Syrian president Bashar al Assad has denied ordering the killing of anti-regime protesters, saying only a “crazy person” would do so.
Speaking in Damascus, Mr Assad told ABC News’ Barbara Walters that he did his “best to protect the people” and that he gave “no command to kill or to be brutal”.
“There is a difference between having a policy to crack down and between having some mistakes committed by some officials. There is a big difference,” he said.
In his role as president, Mr Assad is the commander of Syria’s armed forces.
The president also dismissed a recent UN report which estimated that more than 4,000 people have died since uprisings began.
“Who said that the United Nations is a credible institution?” he said.
“Most of the people that have been killed are supporters of the government, not the vice versa.”
Mr Assad claimed that the toll actually consists of 1,100 dead soldiers and police and blamed on “individuals” rather than his regime.
“I did my best to protect the people,” he said.
“I cannot feel guilty when you do your best. You feel sorry for the lives that have been lost. But you don’t feel guilty when you don’t kill people. So it’s not about guilty.”
The conflict is said to have taken a heavy toll on children who either took part in protests or were targeted because of their parents’ involvement.
A UN-appointed investigator said that Syria killed 56 children in November alone.
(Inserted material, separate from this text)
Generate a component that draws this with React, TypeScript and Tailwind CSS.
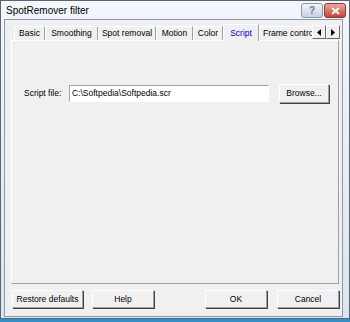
import React from 'react';

const tabs = [
  { label: 'Basic', w: 'w-[31px]' },
  { label: 'Smoothing', w: 'w-[53px]' },
  { label: 'Spot removal', w: 'w-[58px]' },
  { label: 'Motion', w: 'w-[37px]' },
  { label: 'Color', w: 'w-[30px]' },
  { label: 'Script', w: 'w-[36px]' },
];

const Btn = ({ label, className = '' }: { label: string; className?: string }) => (
  <div
    className={`flex items-center justify-center border border-t-white border-l-white border-r-[#a0a0a0] border-b-[#a0a0a0] bg-[#f0f0f0] text-[8.5px] text-black whitespace-nowrap shadow-[1px_1px_0_#404040] ${className}`}
  >
    {label}
  </div>
);

export default function App() {
  return (
    <div className="w-[350px] h-[322px] overflow-hidden bg-[#2f8fc9] font-['Liberation_Sans',Arial,sans-serif]">
      <div className="flex h-[319px] flex-col border-l border-t border-r border-b border-[#5a6676] bg-gradient-to-b from-[#f3f7fb] to-[#dce4ee]">
        {/* title bar */}
        <div className="flex h-[18px] items-start justify-between pl-[5px] pr-[3px]">
          <span className="pt-[3px] text-[10px] leading-[14px] text-black">SpotRemover filter</span>
          <div className="flex gap-[1px] pt-[2px]">
            <div className="flex h-[15px] w-[22px] items-center justify-center rounded-[3px] border border-[#8a98aa] bg-gradient-to-b from-[#f2f6fb] to-[#c3d1e2] text-[10px] font-bold leading-none text-[#6a7a8e]">
              ?
            </div>
            <div className="flex h-[15px] w-[22px] items-center justify-center rounded-[3px] border border-[#8b3b30] bg-gradient-to-b from-[#eba79b] to-[#c5432f]">
              <svg width="9" height="8" viewBox="0 0 9 8">
                <path d="M1 1 L8 7 M8 1 L1 7" stroke="white" strokeWidth="1.8" />
              </svg>
            </div>
          </div>
        </div>

        {/* client area */}
        <div className="ml-[3px] flex h-[298px] w-[339px] flex-col border border-[#8d99a8] bg-[#f0f0f0]">
          {/* tab strip */}
          <div className="flex h-[20px] items-end pl-[9px] pt-[4px]">
            {tabs.map((t) => {
              const sel = t.label === 'Script';
              return (
                <div
                  key={t.label}
                  className={`flex shrink-0 items-center justify-center border-l border-t border-r border-l-white border-t-white border-r-[#a0a0a0] text-[8.5px] whitespace-nowrap ${t.w} ${
                    sel ? 'relative z-10 mb-[-1px] h-[17px] bg-[#f0f0f0] text-[#0000e0]' : 'h-[14px] text-black'
                  }`}
                >
                  {t.label}
                </div>
              );
            })}
            <div className="flex h-[14px] w-[53px] shrink-0 items-center border-l border-t border-l-white border-t-white pl-[3px] text-[8.5px] whitespace-nowrap text-black">
              Frame contro
            </div>
            <div className="mb-[1px] flex">
              {['M4 0 L0 3.5 L4 7Z', 'M0 0 L4 3.5 L0 7Z'].map((d) => (
                <div
                  key={d}
                  className="flex h-[14px] w-[14px] items-center justify-center border border-t-white border-l-white border-r-[#696969] border-b-[#696969] bg-[#f0f0f0]"
                >
                  <svg width="4" height="7" viewBox="0 0 4 7">
                    <path d={d} fill="black" />
                  </svg>
                </div>
              ))}
            </div>
          </div>

          {/* tab page */}
          <div className="ml-[6px] h-[244px] w-[328px] border border-t-white border-l-white border-r-[#a0a0a0] border-b-[#a0a0a0] pt-[43px] pl-[12px]">
            <div className="flex items-center">
              <span className="w-[45px] text-[8.5px] text-black">Script file:</span>
              <div className="flex h-[17px] w-[200px] items-center border border-t-[#a0a0a0] border-l-[#a0a0a0] border-r-white border-b-white bg-white px-[2px] text-[8.5px] text-black">
                C:\Softpedia\Softpedia.scr
              </div>
              <Btn label="Browse..." className="ml-[10px] h-[19px] w-[50px]" />
            </div>
          </div>

          {/* bottom buttons */}
          <div className="mt-[6px] flex pl-[7px]">
            <Btn label="Restore defaults" className="h-[18px] w-[71px]" />
            <Btn label="Help" className="ml-[9px] h-[18px] w-[62px]" />
            <Btn label="OK" className="ml-[51px] h-[18px] w-[62px]" />
            <Btn label="Cancel" className="ml-[10px] h-[18px] w-[62px]" />
          </div>
        </div>
      </div>
    </div>
  );
}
In one high-profile case, Mr Assad denied charges that Syrian forces tortured to death a 13-year-old boy, who rights groups say was shot, burned and castrated in April.
“Every ‘brute reaction’ was by an individual, not by an institution, that’s what you have to know,” the president said.
The British-educated leader said he was not phased by threats of sanctions by the Arab League and the wider international community.
“We’ve been under sanctions for the last 30, 35 years. It’s not something new.”
He said democracy was a long way off in Syria, despite pledges of reform.
“We never said we are democratic country,” he said. “We are moving forward in reforms, especially in the last nine months.
“It takes a long time, it takes a lot of maturity to be a full-fledged democracy.”
US State Department spokesman Mark Toner said Mr Assad was trying to shirk responsibility.
“I find it ludicrous that he is attempting to hide behind some sort of shell game but also some sort of claim that he doesn’t exercise authority in his own country,” Toner said.
Peaceful protests against Mr Assad’s leadership, inspired by the Arab Spring in Tunisia and Egypt, were met with massive force as soon as they began in March this year.
Syria is now heading towards civil war as armed opposition groups organise and move into some city districts.
Sky’s senior correspondent Stuart Ramsey recently spent four days in the district of Hom, and discovered a community constantly in fear of sniper fire and other attacks from government forces.
The British Foreign Office’s minister for the Middle East, Alistair Burt, said sanctions against Syria will intensify.
“The sanctions on Syria by the Arab League are most important.
“Such sanctions will continue. The isolation of Syria will continue and intensify,” he warned.